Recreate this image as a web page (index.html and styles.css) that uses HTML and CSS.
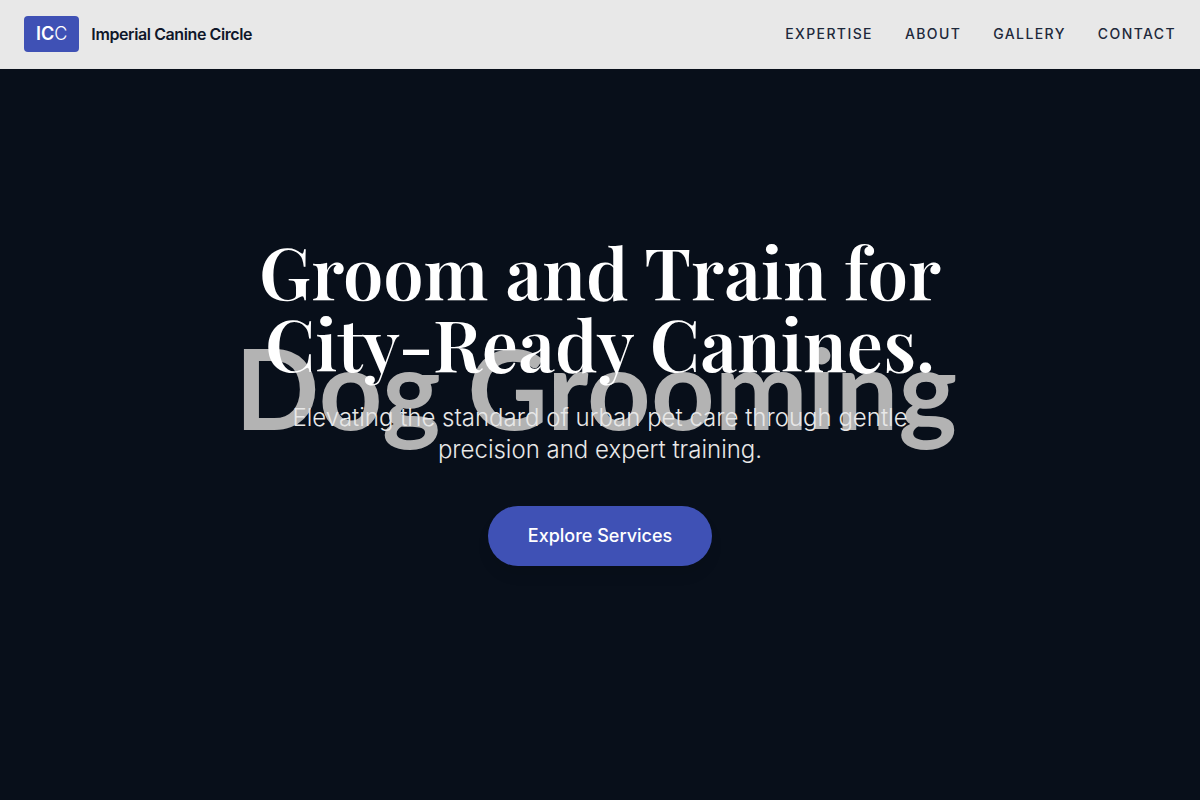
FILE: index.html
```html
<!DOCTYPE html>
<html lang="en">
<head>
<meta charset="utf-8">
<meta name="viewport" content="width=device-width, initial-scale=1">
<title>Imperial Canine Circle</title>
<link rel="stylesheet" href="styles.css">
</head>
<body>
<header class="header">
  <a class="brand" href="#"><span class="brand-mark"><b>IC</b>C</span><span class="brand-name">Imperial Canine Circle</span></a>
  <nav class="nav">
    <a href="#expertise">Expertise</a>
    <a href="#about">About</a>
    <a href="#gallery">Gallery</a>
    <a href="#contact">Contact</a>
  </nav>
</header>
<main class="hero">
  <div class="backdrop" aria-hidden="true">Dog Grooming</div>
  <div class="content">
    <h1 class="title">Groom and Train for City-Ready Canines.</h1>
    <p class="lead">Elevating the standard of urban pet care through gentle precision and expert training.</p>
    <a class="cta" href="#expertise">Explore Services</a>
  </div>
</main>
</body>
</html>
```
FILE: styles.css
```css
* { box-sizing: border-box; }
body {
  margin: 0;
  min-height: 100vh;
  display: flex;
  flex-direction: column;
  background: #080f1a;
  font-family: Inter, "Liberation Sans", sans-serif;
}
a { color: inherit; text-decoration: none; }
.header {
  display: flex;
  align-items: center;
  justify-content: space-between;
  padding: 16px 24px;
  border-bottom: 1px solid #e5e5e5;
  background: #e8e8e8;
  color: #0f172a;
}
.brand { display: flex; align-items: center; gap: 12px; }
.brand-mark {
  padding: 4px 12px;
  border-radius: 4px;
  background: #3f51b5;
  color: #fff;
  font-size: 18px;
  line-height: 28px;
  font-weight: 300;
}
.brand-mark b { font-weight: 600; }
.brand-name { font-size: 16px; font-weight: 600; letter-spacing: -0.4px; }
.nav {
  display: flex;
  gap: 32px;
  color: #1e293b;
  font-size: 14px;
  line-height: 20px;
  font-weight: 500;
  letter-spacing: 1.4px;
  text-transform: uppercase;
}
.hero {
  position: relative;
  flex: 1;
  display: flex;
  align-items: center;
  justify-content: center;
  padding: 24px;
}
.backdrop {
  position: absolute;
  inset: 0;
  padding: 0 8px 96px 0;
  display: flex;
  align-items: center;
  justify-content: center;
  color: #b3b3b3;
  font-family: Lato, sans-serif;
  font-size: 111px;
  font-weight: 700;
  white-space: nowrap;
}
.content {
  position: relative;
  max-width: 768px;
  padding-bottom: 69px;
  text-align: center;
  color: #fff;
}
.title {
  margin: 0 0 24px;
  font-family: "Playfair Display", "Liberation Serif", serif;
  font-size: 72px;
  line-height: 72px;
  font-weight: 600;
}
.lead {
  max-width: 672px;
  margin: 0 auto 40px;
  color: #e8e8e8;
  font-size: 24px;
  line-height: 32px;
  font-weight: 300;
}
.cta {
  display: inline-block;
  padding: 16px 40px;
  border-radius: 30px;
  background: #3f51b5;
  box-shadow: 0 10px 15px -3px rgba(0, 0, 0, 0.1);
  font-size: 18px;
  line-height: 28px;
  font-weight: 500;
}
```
+--
YOUR GOAL ▸
Find each line with the string "index" and copy it out.

FULL OUTPUT ▸
Recreate this image as a web page (index.html and styles.css) that uses HTML and CSS.
FILE: index.html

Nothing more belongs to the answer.